Speed: Not quoted — no source benchmarks MOSS-Audio on a comparable consumer GPU. Submit results via /contribute once you've run it; live numbers will appear on the check page below.
Quality notes: The MOSS-Audio team reports an overall CER of 11.58 for the 4B-Instruct across their 12-dimension ASR benchmark suite, with best-in-class scores on non-speech vocalizations (4.01) and code-switching (10.11), per the model card. The 4B-Thinking sibling at the same parameter count adds chain-of-thought reasoning for harder audio QA at the cost of more tokens per response — pick Thinking if you need step-by-step audio reasoning rather than direct instruction following.
License: Apache-2.0.

For the full benchmark data once community submissions land, see /check/moss-audio/rtx-4060-ti-16gb.

Troubleshooting

`Cannot import name` or version errors during install

The official install uses an editable PyTorch CUDA-12.8 build via pip install --extra-index-url https://download.pytorch.org/whl/cu128 -e ".[torch-runtime]". If you reuse a system Python with an older torch, the audio encoder will fail to load. Keep MOSS-Audio inside its own conda environment exactly as the README prescribes.

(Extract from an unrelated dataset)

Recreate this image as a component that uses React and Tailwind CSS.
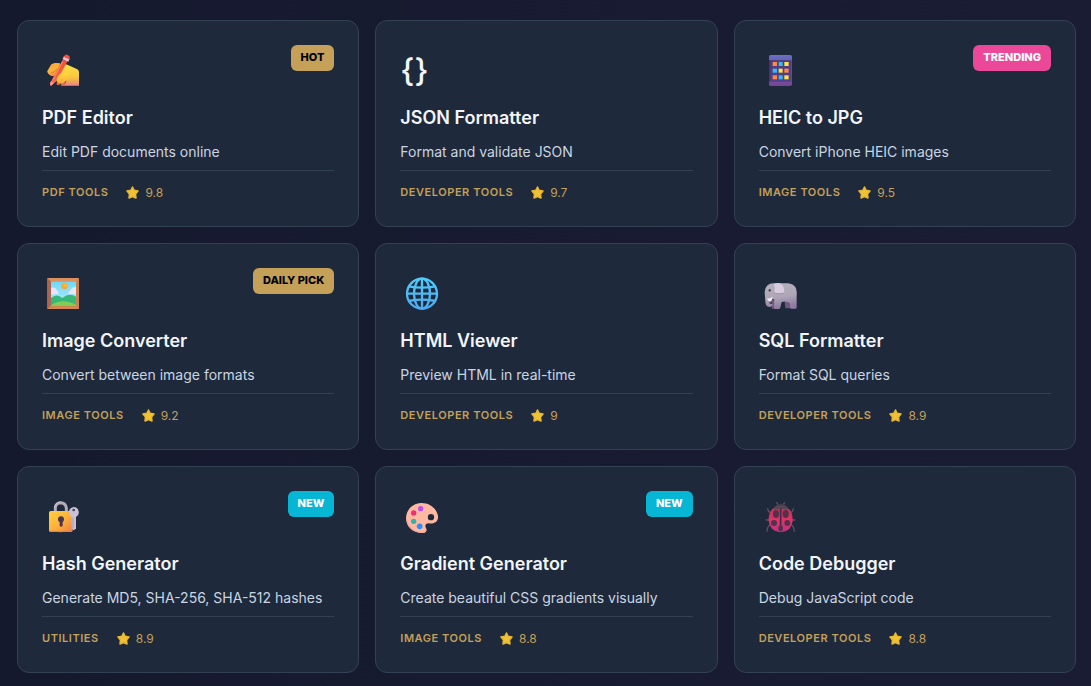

SGLang refuses to start with a CuDNN error

The MOSS-Audio SGLang fork pins nvidia-cudnn-cu12==9.16.0.29 — install it explicitly after pip install -e "python[all]", per the official usage guide. Without that pin, SGLang fails its CuDNN compatibility check on CUDA 12.8 builds and the server never comes up.

Out of memory on long audio

The weight footprint (~10.4 GB BF16) is fixed, but activations and the SGLang KV cache scale with clip length and max_tokens. If a long clip OOMs on 16 GB, either shorten the audio segment, reduce max_tokens, or pass a smaller --mem-fraction-static to SGLang. No widely-reported OOMs on consumer cards exist yet; report problems via the submission form.